MLOps brings engineering discipline to ML systems, making them reliable, reproducible, and maintainable.
Core Principles
1. Everything is Code
Treat all ML artifacts as code:
- Model code: Training scripts, architectures, preprocessing
- Infrastructure code: Terraform, Kubernetes manifests
- Pipeline code: Orchestration, scheduling, monitoring
- Configuration: Hyperparameters, feature definitions
# version_config.yaml
model_version: "v2.3.1"
training_config:
learning_rate: 0.001
batch_size: 32
epochs: 100
data_version: "2024-02-01"
features:
- user_engagement_7d
- session_duration
- click_through_rate
2. Reproducibility is Non-Negotiable
Every experiment must be reproducible:
Version Control Everything:
- Code (Git)
- Data (DVC, MLflow)
- Models (Model registry)
- Environment (Docker, Poetry)
- Experiments (MLflow, Weights & Biases)
Example setup:
# Pin all dependencies
poetry lock
# Version data
dvc add data/training_set.parquet
dvc push
# Track experiment
mlflow.log_params(config)
mlflow.log_metrics(metrics)
mlflow.log_model(model)
3. Automate Everything
Manual processes don’t scale:
- CI/CD for ML: Automated testing and deployment
- Automated retraining: Trigger on data drift or schedule
- Automated monitoring: Alert on anomalies
- Automated rollbacks: Revert on quality degradation
The ML Pipeline
Data Pipeline
Quality data is critical:
# Data validation
from great_expectations import DataContext
context = DataContext()
validation_result = context.run_checkpoint(
checkpoint_name="data_quality_checkpoint",
batch_request=batch_request
)
if not validation_result.success:
raise ValueError("Data validation failed!")
Best practices:
- Schema validation
- Statistical checks (distributions, ranges)
- Data lineage tracking
- Feature store for consistency
Training Pipeline
Systematic training process:
- Data preparation: Clean, transform, split
- Feature engineering: Extract, select, scale
- Model training: Hyperparameter tuning, cross-validation
- Evaluation: Multiple metrics, fairness checks
- Registration: Save to model registry
Deployment Pipeline
Safe model deployment:
# Gradual rollout strategy
class ModelRouter:
def __init__(self):
self.champion = load_model("v1")
self.challenger = load_model("v2")
def predict(self, features):
# Route 10% traffic to new model
if random.random() < 0.1:
return self.challenger.predict(features)
return self.champion.predict(features)
Deployment strategies:
- Shadow deployment (log predictions, don’t serve)

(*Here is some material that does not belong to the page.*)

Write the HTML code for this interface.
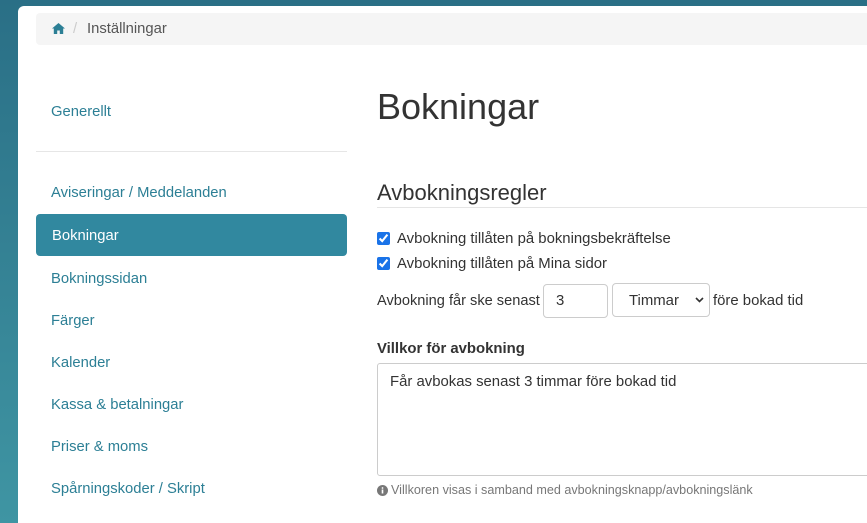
<!DOCTYPE html>
<html><head><meta charset="utf-8"><style>
html,body{margin:0;width:867px;height:523px;overflow:hidden}
body{position:relative;background:linear-gradient(180deg,#2a6f86,#3f95a3);font-family:"Liberation Sans",sans-serif;}
.panel{position:absolute;left:18px;top:6px;width:849px;height:517px;background:#fff;border-radius:6px 0 0 0;}
.bc{position:absolute;left:36px;top:13px;width:840px;height:32px;background:#f5f5f5;border-radius:4px;font-size:14.8px;color:#555;}
.bc span{position:absolute;top:8px}
.nav a{position:absolute;left:51px;font-size:14.8px;color:#2c7f95;text-decoration:none}
.act{position:absolute;left:36px;top:214px;width:311px;height:42px;background:#31889f;border-radius:4px}
.hr{position:absolute;left:36px;top:151px;width:311px;height:1px;background:#e6e6e6}
.t{position:absolute;color:#333}
input[type=checkbox]{position:absolute;margin:0;width:13px;height:13px;accent-color:#1a73e8}
.box{position:absolute;border:1px solid #ccc;border-radius:4px;box-sizing:border-box;background:#fff}
</style></head><body>
<div class="panel"></div>
<div class="bc">
<svg style="position:absolute;left:16px;top:10px" width="13" height="11" viewBox="0 0 13 11"><path d="M6.5 0L0 5.5h1.8V11h3.4V7.5h2.6V11h3.4V5.5H13z" fill="#2c7f95"/></svg>
<span style="left:37px;color:#ccc">/</span><span style="left:51px">Inställningar</span></div>
<div class="nav">
<a style="top:104px">Generellt</a>
<div class="hr"></div>
<a style="top:185px">Aviseringar / Meddelanden</a>
<div class="act"></div>
<a style="top:228px;left:52px;color:#fff">Bokningar</a>
<a style="top:271px">Bokningssidan</a>
<a style="top:313px">Färger</a>
<a style="top:355px">Kalender</a>
<a style="top:397px">Kassa &amp; betalningar</a>
<a style="top:439px">Priser &amp; moms</a>
<a style="top:481px">Spårningskoder / Skript</a>
</div>
<div class="t" style="left:377px;top:86px;font-size:36px;font-weight:300">Bokningar</div>
<div class="t" style="left:377px;top:180px;font-size:22px;font-weight:300">Avbokningsregler</div>
<div style="position:absolute;left:377px;top:207px;width:490px;height:1px;background:#e5e5e5"></div>
<input type="checkbox" checked style="left:377px;top:232px">
<div class="t" style="left:397px;top:231px;font-size:14.9px">Avbokning tillåten på bokningsbekräftelse</div>
<input type="checkbox" checked style="left:377px;top:257px">
<div class="t" style="left:397px;top:256px;font-size:14.9px">Avbokning tillåten på Mina sidor</div>
<div class="t" style="left:377px;top:293px;font-size:14.6px">Avbokning får ske senast</div>
<div class="box" style="left:543px;top:284px;width:65px;height:34px"><span class="t" style="left:12px;top:8px;font-size:14.9px">3</span></div>
<div class="box" style="left:612px;top:283px;width:98px;height:34px"><span class="t" style="left:16px;top:9px;font-size:14.9px">Timmar</span>
<svg style="position:absolute;left:82px;top:13px" width="9" height="6" viewBox="0 0 9 6"><path d="M1 1l3.5 3.5L8 1" stroke="#333" stroke-width="1.6" fill="none"/></svg></div>
<div class="t" style="left:713px;top:293px;font-size:14.9px">före bokad tid</div>
<div class="t" style="left:377px;top:341px;font-size:14.9px;font-weight:bold">Villkor för avbokning</div>
<div class="box" style="left:377px;top:363px;width:500px;height:113px;border-radius:3px"><span class="t" style="left:12px;top:10px;font-size:14.9px">Får avbokas senast 3 timmar före bokad tid</span></div>
<svg style="position:absolute;left:377px;top:485px" width="11" height="11" viewBox="0 0 11 11"><circle cx="5.5" cy="5.5" r="5.5" fill="#777"/><rect x="4.7" y="4.5" width="1.6" height="4" fill="#fff"/><circle cx="5.5" cy="3" r="0.9" fill="#fff"/></svg>
<div class="t" style="left:391px;top:483px;font-size:12.6px;color:#777">Villkoren visas i samband med avbokningsknapp/avbokningslänk</div>
</body></html>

- Canary deployment (gradual rollout)
- Blue-green deployment (instant switch with rollback)
- A/B testing (compare performance)
Monitoring and Observability
What to Monitor
Input Monitoring:
- Feature distribution shifts
- Missing values
- Outliers
- Data quality
Model Monitoring:
- Prediction distribution
- Confidence scores
- Latency metrics
- Error rates
Output Monitoring:
- Business metrics
- User engagement
- Conversion rates
- Revenue impact
Alerting Strategy
# Example monitoring setup
from prometheus_client import Histogram, Counter
prediction_latency = Histogram(
'model_prediction_latency_seconds',
'Time spent making predictions'
)
prediction_errors = Counter(
'model_prediction_errors_total',
'Total prediction errors'
)
# Alert on drift
if feature_drift_score > threshold:
alert_team("Feature drift detected!")
trigger_retraining_pipeline()
Testing ML Systems
Types of Tests
Unit Tests:
- Data transformations
- Feature engineering logic
- Model training functions
Integration Tests:
- Pipeline end-to-end
- Model serving API
- Data pipeline flows
Model Tests:
def test_model_performance():
"""Test model meets minimum quality threshold"""
metrics = evaluate_model(model, test_set)

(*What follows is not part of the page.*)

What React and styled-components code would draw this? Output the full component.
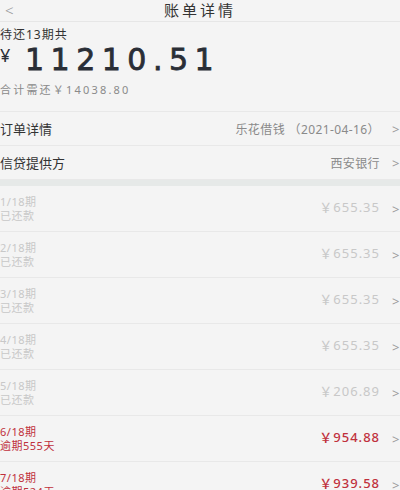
import React from 'react';
import styled, { createGlobalStyle } from 'styled-components';

const installments = [
  { period: '1/18期', status: '已还款', amount: '655.35', overdue: false },
  { period: '2/18期', status: '已还款', amount: '655.35', overdue: false },
  { period: '3/18期', status: '已还款', amount: '655.35', overdue: false },
  { period: '4/18期', status: '已还款', amount: '655.35', overdue: false },
  { period: '5/18期', status: '已还款', amount: '206.89', overdue: false },
  { period: '6/18期', status: '逾期555天', amount: '954.88', overdue: true },
  { period: '7/18期', status: '逾期524天', amount: '939.58', overdue: true },
];

const App = () => {
  return (
    <>
      <GlobalStyle />
      <Page>
        <NavBar>
          <BackButton>&lt;</BackButton>
          <NavTitle>账单详情</NavTitle>
          <span />
        </NavBar>

        <Summary>
          <SummaryLabel>待还13期共</SummaryLabel>
          <BigAmount>
            <Currency>¥</Currency>
            11210.51
          </BigAmount>
          <SummaryTotal>合计需还￥14038.80</SummaryTotal>
        </Summary>

        <InfoList>
          <InfoRow>
            <InfoLabel>订单详情</InfoLabel>
            <InfoValue>乐花借钱 （2021-04-16）</InfoValue>
            <Chevron>&gt;</Chevron>
          </InfoRow>
          <InfoRow>
            <InfoLabel>信贷提供方</InfoLabel>
            <InfoValue>西安银行</InfoValue>
            <Chevron>&gt;</Chevron>
          </InfoRow>
        </InfoList>

        <Band />

        {installments.map((item) => (
          <BillRow key={item.period}>
            <BillInfo>
              <BillText $overdue={item.overdue}>{item.period}</BillText>
              <BillText $overdue={item.overdue}>{item.status}</BillText>
            </BillInfo>
            <BillAmount $overdue={item.overdue}>￥{item.amount}</BillAmount>
            <Chevron>&gt;</Chevron>
          </BillRow>
        ))}
      </Page>
    </>
  );
};

const GlobalStyle = createGlobalStyle`
  html, body {
    margin: 0;
    padding: 0;
    background: #f4f4f4;
  }
  body {
    font-family: 'Noto Sans', 'Noto Sans CJK SC', sans-serif;
    overflow: hidden;
  }
`;

const Page = styled.div`
  width: 400px;
  height: 490px;
  overflow: hidden;
  background: #f4f4f4;
`;

const NavBar = styled.div`
  display: grid;
  grid-template-columns: 1fr auto 1fr;
  align-items: center;
  height: 21px;
  border-bottom: 1px solid #e6e6e6;
`;

const BackButton = styled.span`
  padding-left: 5px;
  color: #9a9a9a;
  font-size: 15px;
  font-weight: 300;
  line-height: 1;
`;

const NavTitle = styled.span`
  color: #333333;
  font-size: 15px;
  letter-spacing: 3px;
  line-height: 1;
`;

const Summary = styled.div`
  display: flex;
  flex-direction: column;
  padding: 6px 0 0;
  height: 83px;
  border-bottom: 1px solid #e8e8e8;
`;

const SummaryLabel = styled.div`
  color: #333333;
  font-size: 12px;
  line-height: 14px;
  letter-spacing: 1px;
`;

const BigAmount = styled.div`
  display: flex;
  align-items: flex-start;
  margin-top: 3px;
  color: #2a2e36;
  font-family: 'DejaVu Sans', sans-serif;
  font-size: 30px;
  line-height: 30px;
  letter-spacing: 6.5px;
  -webkit-text-stroke: 0.8px #2a2e36;
`;

const Currency = styled.span`
  width: 25px;
  margin-top: 1px;
  font-family: 'Noto Sans', sans-serif;
  font-size: 18px;
  line-height: 18px;
  letter-spacing: 0;
  -webkit-text-stroke: 0;
`;

const SummaryTotal = styled.div`
  margin-top: 8px;
  color: #8a8a8a;
  font-size: 11px;
  line-height: 14px;
  letter-spacing: 2.2px;
`;

const InfoList = styled.div`
  display: flex;
  flex-direction: column;
`;

const InfoRow = styled.div`
  display: flex;
  align-items: center;
  height: 33px;
  border-bottom: 1px solid #e8e8e8;
`;

const InfoLabel = styled.span`
  flex: 1;
  color: #333333;
  font-size: 13px;
`;

const InfoValue = styled.span`
  color: #8a8a8a;
  font-size: 12px;
  letter-spacing: 0.4px;
`;

const Chevron = styled.span`
  width: 20px;
  padding-left: 12px;
  color: #9a9a9a;
  font-size: 13px;
  box-sizing: border-box;
`;

const Band = styled.div`
  height: 6px;
  background: #e6e9e8;
`;

const BillRow = styled.div`
  display: flex;
  align-items: center;
  height: 46px;
  border-bottom: 1px solid #e8e8e8;
  box-sizing: border-box;
`;

const BillInfo = styled.div`
  flex: 1;
  display: flex;
  flex-direction: column;
`;

const BillText = styled.span`
  color: ${({ $overdue }) => ($overdue ? '#c0303c' : '#c8c8c8')};
  font-size: 11px;
  line-height: 14px;
  letter-spacing: 0.5px;
`;

const BillAmount = styled.span`
  margin-top: -4px;
  color: ${({ $overdue }) => ($overdue ? '#c0303c' : '#c8c8c8')};
  font-size: 13px;
  font-weight: ${({ $overdue }) => ($overdue ? 500 : 400)};
  letter-spacing: 1px;
`;

export default App;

assert metrics['auc'] > 0.85
assert metrics['precision'] > 0.80
def test_prediction_invariance():
"""Test predictions are consistent"""
predictions1 = model.predict(test_data)
predictions2 = model.predict(test_data)
assert np.allclose(predictions1, predictions2)

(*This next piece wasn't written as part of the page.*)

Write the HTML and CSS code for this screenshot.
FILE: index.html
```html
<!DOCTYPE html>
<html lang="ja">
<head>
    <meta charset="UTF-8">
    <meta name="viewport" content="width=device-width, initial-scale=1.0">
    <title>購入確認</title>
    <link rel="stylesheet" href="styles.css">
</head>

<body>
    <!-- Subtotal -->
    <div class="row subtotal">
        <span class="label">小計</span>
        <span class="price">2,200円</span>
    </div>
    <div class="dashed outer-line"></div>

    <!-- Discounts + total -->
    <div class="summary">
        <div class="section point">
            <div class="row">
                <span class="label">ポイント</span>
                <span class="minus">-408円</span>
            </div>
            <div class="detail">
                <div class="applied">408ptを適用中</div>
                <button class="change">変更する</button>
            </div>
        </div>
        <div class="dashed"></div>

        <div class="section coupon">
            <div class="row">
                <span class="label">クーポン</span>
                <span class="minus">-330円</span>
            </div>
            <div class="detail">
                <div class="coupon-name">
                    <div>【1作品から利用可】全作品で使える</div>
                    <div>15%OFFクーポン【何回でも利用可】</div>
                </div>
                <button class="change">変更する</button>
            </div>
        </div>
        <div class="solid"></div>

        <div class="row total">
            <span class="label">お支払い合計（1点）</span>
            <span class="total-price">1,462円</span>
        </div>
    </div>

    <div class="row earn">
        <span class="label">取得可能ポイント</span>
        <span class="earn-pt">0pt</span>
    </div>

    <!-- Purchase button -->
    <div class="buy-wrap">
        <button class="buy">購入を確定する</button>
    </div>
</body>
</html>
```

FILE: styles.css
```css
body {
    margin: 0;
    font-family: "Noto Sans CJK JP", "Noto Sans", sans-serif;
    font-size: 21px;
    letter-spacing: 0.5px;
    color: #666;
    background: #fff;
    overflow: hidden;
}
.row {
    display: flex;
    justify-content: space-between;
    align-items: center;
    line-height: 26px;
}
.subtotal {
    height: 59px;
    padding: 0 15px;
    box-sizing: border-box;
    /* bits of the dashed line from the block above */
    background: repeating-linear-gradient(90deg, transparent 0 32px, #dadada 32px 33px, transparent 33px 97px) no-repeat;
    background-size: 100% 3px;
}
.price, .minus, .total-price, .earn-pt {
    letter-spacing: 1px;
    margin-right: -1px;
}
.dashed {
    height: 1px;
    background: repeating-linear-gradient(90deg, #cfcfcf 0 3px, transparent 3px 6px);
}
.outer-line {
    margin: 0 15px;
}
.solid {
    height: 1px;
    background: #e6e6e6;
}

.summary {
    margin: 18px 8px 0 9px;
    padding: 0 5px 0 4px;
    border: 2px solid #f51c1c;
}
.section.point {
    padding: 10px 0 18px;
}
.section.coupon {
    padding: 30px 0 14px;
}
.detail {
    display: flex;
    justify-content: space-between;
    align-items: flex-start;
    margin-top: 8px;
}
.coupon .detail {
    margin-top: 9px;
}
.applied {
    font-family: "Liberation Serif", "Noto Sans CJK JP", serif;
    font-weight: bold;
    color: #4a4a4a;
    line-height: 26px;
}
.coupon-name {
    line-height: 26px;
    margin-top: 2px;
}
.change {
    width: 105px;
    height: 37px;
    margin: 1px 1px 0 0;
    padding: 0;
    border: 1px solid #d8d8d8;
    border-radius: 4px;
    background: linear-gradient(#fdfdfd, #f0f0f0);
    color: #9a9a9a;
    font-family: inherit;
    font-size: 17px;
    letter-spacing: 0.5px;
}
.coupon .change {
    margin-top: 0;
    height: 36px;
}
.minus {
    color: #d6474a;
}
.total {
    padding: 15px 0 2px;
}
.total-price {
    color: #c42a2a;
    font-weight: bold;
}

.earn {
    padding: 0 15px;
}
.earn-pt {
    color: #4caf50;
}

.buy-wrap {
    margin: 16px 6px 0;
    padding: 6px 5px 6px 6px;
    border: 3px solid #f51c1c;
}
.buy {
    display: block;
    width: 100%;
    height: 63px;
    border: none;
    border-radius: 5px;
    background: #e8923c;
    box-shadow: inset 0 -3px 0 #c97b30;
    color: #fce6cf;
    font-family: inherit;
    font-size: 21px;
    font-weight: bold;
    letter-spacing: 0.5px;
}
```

Infrastructure Best Practices
Containerization
# Dockerfile for model serving
FROM python:3.11-slim
WORKDIR /app
COPY requirements.txt .
RUN pip install --no-cache-dir -r requirements.txt
COPY model/ ./model/
COPY serve.py .
EXPOSE 8000
CMD ["uvicorn", "serve:app", "--host", "0.0.0.0"]
Kubernetes Deployment
# model-deployment.yaml
apiVersion: apps/v1
kind: Deployment
metadata:
name: ml-model-serving
spec:
replicas: 3
template:
spec:
containers:
- name: model
image: ml-model:v2.3.1
resources:
requests:
memory: "2Gi"
cpu: "1"
livenessProbe:
httpGet:
path: /health
port: 8000
Documentation
Document everything:
- Model cards: Purpose, training data, performance, limitations
- API documentation: Endpoints, request/response formats
- Runbooks: Troubleshooting, common issues
- Architecture diagrams: System overview, data flows
Conclusion
Successful MLOps requires:
- Treating ML as software engineering
- Automating the entire lifecycle
- Monitoring everything that matters
- Planning for failure and recovery
- Documenting thoroughly
The goal: reliable, maintainable ML systems that deliver consistent value.
Building production ML systems? Start with these fundamentals and iterate based on your specific needs.